Qi energy: What is Qi and how does it affect us?

In Taoist sexology: Is sex good or bad for health? I briefly introduced the concept of Qi and mentioned that it is one of the “three treasures” of the human body, according to Taoist philosophy. In today’s post, I will further delve into this life-force energy and explain how it functions in the human body. Please note that the below content is for informational purposes only and in no way is intended to be a substitute for medical advice.

What is Qi?

Qi is a vital energy that activates the human body and animates all lives. It is what makes our hearts pulsate, keeps our blood warm, and brings air into our lungs. It is the life force behind our ability to think, speak, move, and exercise.

Thanks to this vital energy, our internal organs continue to function even when we are asleep or fall unconscious. Thanks to this vital energy, we can enjoy physical activities and leisure events that enrich our lives. It is the abundance of Qi that makes us strong, joyous, and lively, while the lack of it leads to lethargy, chronic fatigue, depression, or weakness. 

Qi energy continues to circulate in our bodies through invisible channels called meridians. Therefore, the smooth flow of this energy is essential for health. When its flow is blocked, we are subject to discomfort, and if this continues, we could fall ill. 

However, as it is invisible, its actual existence still raises quizzical eyebrows from modern medicine practitioners, and there are many people, especially in the West, who look to its existence with dubious eyes.

According to traditional Eastern medicine, this life force is an essential element for our well-being. Qi is akin to the fuel of an automobile that enables the automobile to function. Qi is akin to the electric power of a stereo system that enables the system to produce sound. It animates us and keeps our bodies warm and healthy.

Qi deficiency

A person who suffers from Qi deficiency could experience lethargy, a debilitating immunity system, chronic fatigue, depression, cold extremities, etc. The deficiency could occur when a person undergoes overexertion, self-destructive life patterns or a mental or emotional shock. It is also possible that a person is inherently deficient of this energy, given that original Qi is inherited from parents. Qi is Yang in nature. Therefore, the over-consumption of Yin foods could create excessive Yin in the body and thereby could lead to deficiency in this energy.


Qi as Yang and blood as Yin

In our bodies, there is a constant circulation of blood and Qi. According to traditional Eastern medicine, blood is a visible manifestation of Yin, and Qi is an invisible manifestation of Yang.

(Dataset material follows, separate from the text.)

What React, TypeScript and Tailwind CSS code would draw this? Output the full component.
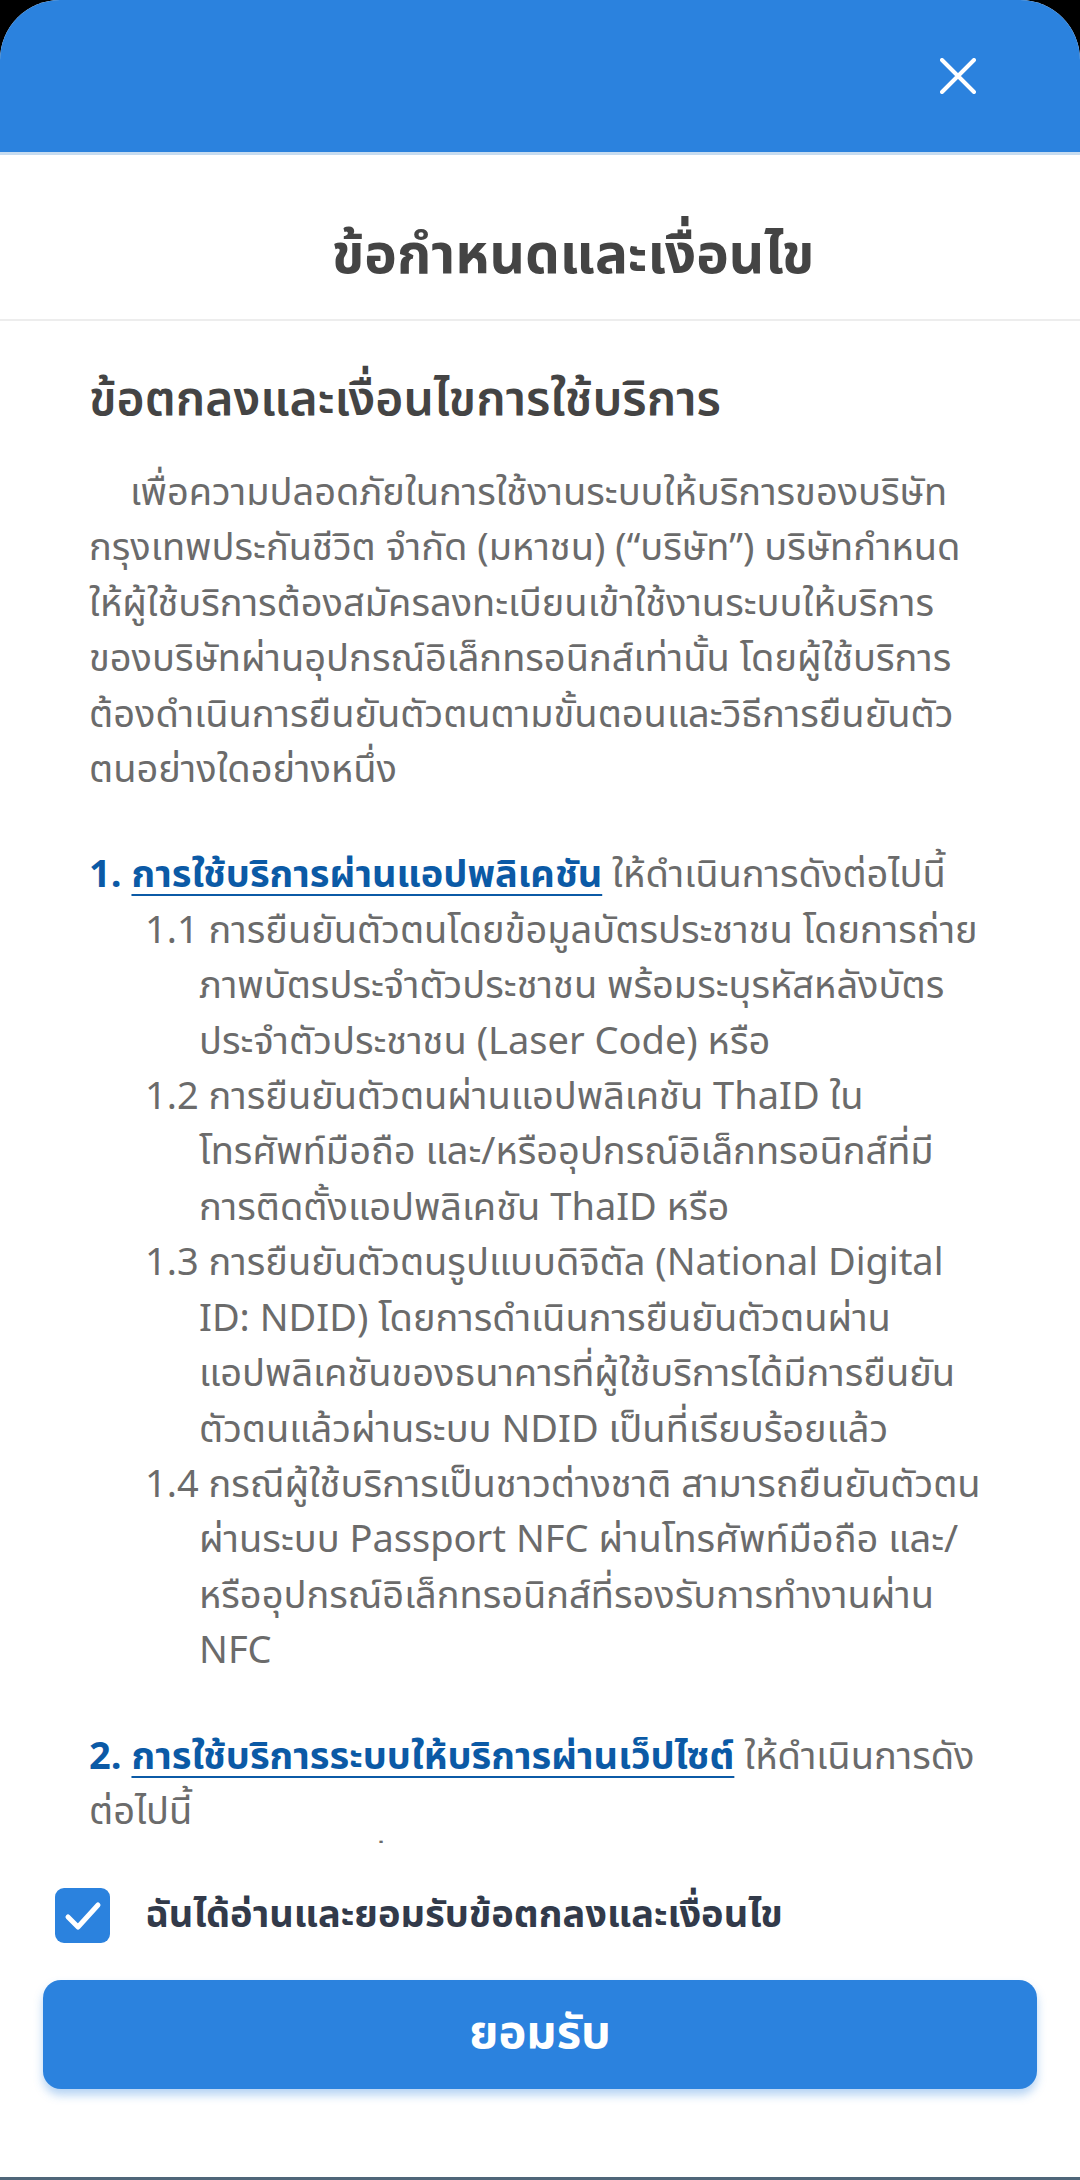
import React, { useState } from 'react';

const thaiFont = { fontFamily: '"Noto Sans Thai", "Noto Sans Thai UI", "Noto Sans", sans-serif' };

interface SubItem {
  no: string;
  lines: string[];
}

const intro = [
  'กรุงเทพประกันชีวิต จำกัด (มหาชน) (“บริษัท”) บริษัทกำหนด',
  'ให้ผู้ใช้บริการต้องสมัครลงทะเบียนเข้าใช้งานระบบให้บริการ',
  'ของบริษัทผ่านอุปกรณ์อิเล็กทรอนิกส์เท่านั้น โดยผู้ใช้บริการ',
  'ต้องดำเนินการยืนยันตัวตนตามขั้นตอนและวิธีการยืนยันตัว',
  'ตนอย่างใดอย่างหนึ่ง',
];

const section1: SubItem[] = [
  {
    no: '1.1',
    lines: [
      'การยืนยันตัวตนโดยข้อมูลบัตรประชาชน โดยการถ่าย',
      'ภาพบัตรประจำตัวประชาชน พร้อมระบุรหัสหลังบัตร',
      'ประจำตัวประชาชน (Laser Code) หรือ',
    ],
  },
  {
    no: '1.2',
    lines: [
      'การยืนยันตัวตนผ่านแอปพลิเคชัน ThaID ใน',
      'โทรศัพท์มือถือ และ/หรืออุปกรณ์อิเล็กทรอนิกส์ที่มี',
      'การติดตั้งแอปพลิเคชัน ThaID หรือ',
    ],
  },
  {
    no: '1.3',
    lines: [
      'การยืนยันตัวตนรูปแบบดิจิตัล (National Digital',
      'ID: NDID) โดยการดำเนินการยืนยันตัวตนผ่าน',
      'แอปพลิเคชันของธนาคารที่ผู้ใช้บริการได้มีการยืนยัน',
      'ตัวตนแล้วผ่านระบบ NDID เป็นที่เรียบร้อยแล้ว',
    ],
  },
  {
    no: '1.4',
    lines: [
      'กรณีผู้ใช้บริการเป็นชาวต่างชาติ สามารถยืนยันตัวตน',
      'ผ่านระบบ Passport NFC ผ่านโทรศัพท์มือถือ และ/',
      'หรืออุปกรณ์อิเล็กทรอนิกส์ที่รองรับการทำงานผ่าน',
      'NFC',
    ],
  },
];

const section2: SubItem[] = [
  {
    no: '2.1',
    lines: [
      'ผู้ใช้บริการที่ลงทะเบียนแล้ว สามารถเข้าใช้งานได้ทันที',
      'โดยใช้ชื่อผู้ใช้งานและรหัสผ่านที่ได้ตั้งไว้',
    ],
  },
];

const SubList: React.FC<{ items: SubItem[] }> = ({ items }) => (
  <div>
    {items.map(item => (
      <div key={item.no}>
        {item.lines.map((line, i) => (
          <p key={i} className={`whitespace-nowrap ${i === 0 ? 'ml-[56px]' : 'ml-[110px]'}`}>
            {i === 0 ? `${item.no} ${line}` : line}
          </p>
        ))}
      </div>
    ))}
  </div>
);

const App: React.FC = () => {
  const [accepted, setAccepted] = useState(true);

  return (
    <div className="h-[2180px] w-[1080px] bg-black flex flex-col" style={thaiFont}>
      <div className="flex-1 flex flex-col bg-white rounded-t-[60px] overflow-hidden border-b-[3px] border-[#4f6679]">
        {/* Header */}
        <div className="h-[152px] shrink-0 bg-[#2b82de] flex items-center justify-end pr-[104px]">
          <button className="w-[36px] h-[36px] flex items-center justify-center">
            <svg width="36" height="36" viewBox="0 0 36 36" fill="none">
              <path d="M2 2L34 34M34 2L2 34" stroke="white" strokeWidth="4" strokeLinecap="round" />
            </svg>
          </button>
        </div>
        <div className="h-[3px] shrink-0 bg-[#c7dcf0]" />

        {/* Title */}
        <div className="h-[166px] shrink-0 flex items-center justify-center pt-[40px] pl-[66px] border-b-2 border-[#ededed]">
          <h1 className="text-[55px] leading-[70px] font-bold text-[#444444]">ข้อกำหนดและเงื่อนไข</h1>
        </div>

        {/* Scrollable terms */}
        <div className="flex-1 overflow-hidden px-[89px] pt-[52px] text-[38px] leading-[55.4px] text-[#6b6b6b]">
          <h2 className="text-[48px] font-semibold text-[#444444] leading-[55px] mb-[38px] whitespace-nowrap">
            ข้อตกลงและเงื่อนไขการใช้บริการ
          </h2>
          <p className="whitespace-nowrap pl-[41px]">เพื่อความปลอดภัยในการใช้งานระบบให้บริการของบริษัท</p>
          {intro.map((line, i) => (
            <p key={i} className="whitespace-nowrap">
              {line}
            </p>
          ))}

          <p className="mt-[50px] whitespace-nowrap">
            <span className="font-bold text-[#0b5aa6]">
              1.{' '}
              <a className="underline decoration-2 underline-offset-[7px]">การใช้บริการผ่านแอปพลิเคชัน</a>
            </span>{' '}
            ให้ดำเนินการดังต่อไปนี้
          </p>
          <SubList items={section1} />

          <p className="mt-[50px] whitespace-nowrap">
            <span className="font-bold text-[#0b5aa6]">
              2.{' '}
              <a className="underline decoration-2 underline-offset-[7px]">การใช้บริการระบบให้บริการผ่านเว็ปไซต์</a>
            </span>{' '}
            ให้ดำเนินการดัง
          </p>
          <p>ต่อไปนี้</p>
          <SubList items={section2} />
        </div>

        {/* Footer */}
        <div className="shrink-0 h-[334px] px-[43px] pt-[44px] bg-white">
          <label className="flex items-center gap-[35px] pl-[12px] cursor-pointer">
            <span
              onClick={() => setAccepted(!accepted)}
              className={`w-[55px] h-[55px] rounded-[9px] flex items-center justify-center ${
                accepted ? 'bg-[#2b82de]' : 'bg-white border-2 border-[#9aa5b1]'
              }`}
            >
              {accepted && (
                <svg width="40" height="40" viewBox="0 0 40 40" fill="none">
                  <path d="M5 21L15 31L35 9" stroke="white" strokeWidth="5" strokeLinecap="round" strokeLinejoin="round" />
                </svg>
              )}
            </span>
            <span className="text-[38px] font-bold text-[#323a4a] whitespace-nowrap">
              ฉันได้อ่านและยอมรับข้อตกลงและเงื่อนไข
            </span>
          </label>

          <button className="mt-[36px] w-full h-[109px] rounded-[18px] bg-[#2b82de] text-white text-[47px] font-bold shadow-[0_6px_10px_rgba(43,130,222,0.35)]">
            ยอมรับ
          </button>
        </div>
      </div>
    </div>
  );
};

export default App;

Qi is the force that moves the blood and produces heat and moisture. Blood distributes essential ingredients to the cells of our bodies and nourishes the tissues. Good circulation of blood keeps us calm and enables us to relax and sleep peacefully. Without this vital energy, the blood cannot circulate and eventually will become harden. Without blood, Qi cannot circulate either and will eventually stagnate in the body.

In order to better understand the relationship between Qi and blood, think of the flame of a candle and the wax of a candle. The flame, which is Yang, is comparable to Qi, which is also Yang. The wax, which is Yin, is comparable to blood, which is also Yin. In case of a candle, the wax continues to provide itself for the flame to emit a light. When the wax is exhausted, the flame has to fizzle as well. A candle can emit a light because of the continuous interaction between the wax and the flame. As the candle cannot give off a light without the flame or wax, we cannot maintain our lives without blood or this vital energy.

Qi in the Universe

Qi is a universal life-force energy. While it is usually associated with energy in the human body, this life-force energy naturally exists in nature and in the Universe. Feng Shui, for example, is a study of Qi energy in the physical environment surrounding us.

The activation of Qi leads to the growth of plants, the flowing of rivers, and even the formation of a galaxy!

Therefore, the energy dynamic behind the circulation of blood is also behind the movement of stars and planets. The energy dynamic behind the creation of a single cell in your body is also behind the creation of a planet. The energy dynamic that leads to the death of your body cells also leads to the dissolution of a star and a galaxy.